There are various architectures, but most RAM devices take the middle road and store data in individual bytes (never bits) while providing access to 4 or 8 bytes at a time. These groups of bytes are called a chunk. If the processor is storing a char, it only uses one of the bytes in the chunk, a short would use two, etc. The problem is that this can lead to misalinged data storage. For example, an integer takes up four bytes but could span accross the boundry between two four-byte chunks in memory. When this happens the processor has to read both chunks in, then do a series of logical shifts on both chunks to remove the unwanted bytes from each chunk and finally combine the two chunks to recover the original integer. You end up having to perform half a dozen processor operations just to get the data you originally wanted to perform an operation on. Having fewer data sizes means fewer misalingments overall and fewer operations necessary to recover misaligned data.
If we use our 9-trit, 27-trit, 54-trit example above, a memory device that presented 3-tryte chunks (27 trits) would only have one boundary that could be crossed and only two ways to cross it. One way is that a 3-tryte data type could be misaligned with a 3-tryte chunk. The other is that storing a 6-tryte data type would always span two chunks, but might also be misalinged with the chunks and therefore span accross three chunks. Therefore, three reads would be needed to recover the data. This is analogous to a 64-bit double being misaligned with the 4 byte chunks in memory. The two chunks with most of the double would need to be read as well as the chunk with the overlapping piece of the double.

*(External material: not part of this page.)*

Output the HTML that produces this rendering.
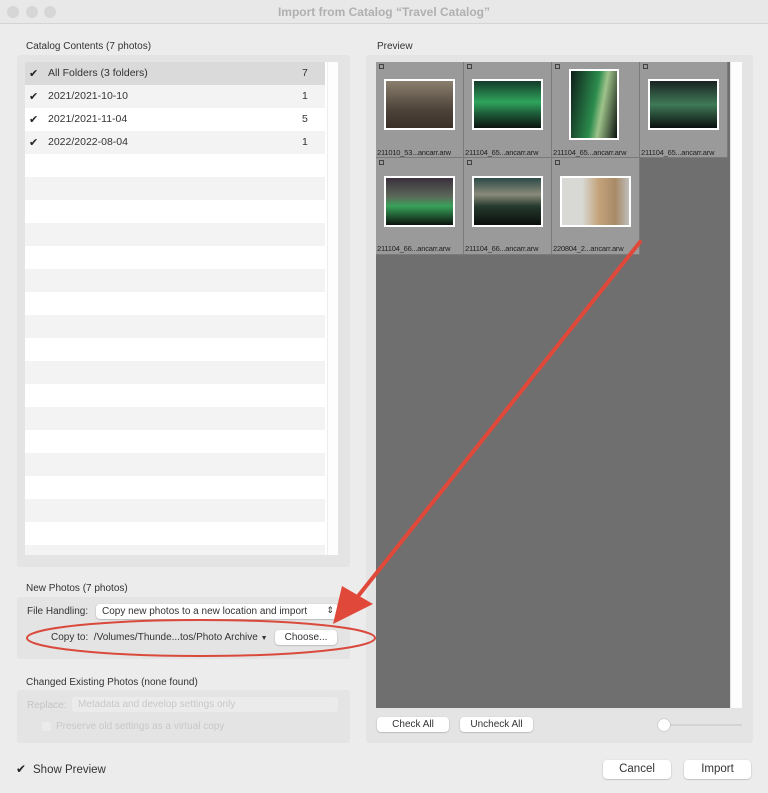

If a memory device presented 6-tryte chunks instead of 3-tryte chunks then both situations would still be possible, but in the case of the misaligned 54-trit data type, only two reads would be necessary since a 6-tryte variable couldn't span three 6-tryte chunks no matter how misalligned it was. The downside is that more shifts would be needed to correct a misalignment and more space would be wasted by data types smaller than 54 trits.
Of course, this all presupposes the availability of memory devices that not only store ternary values but also present chunks in multiples of three rather than two. In the meantime, an intermediary device to do translation between a prototype ternary processor and a conventional memory device wouldn't be exceptionally difficult to throw together. This would support proof-of-concept work on a ternary processor.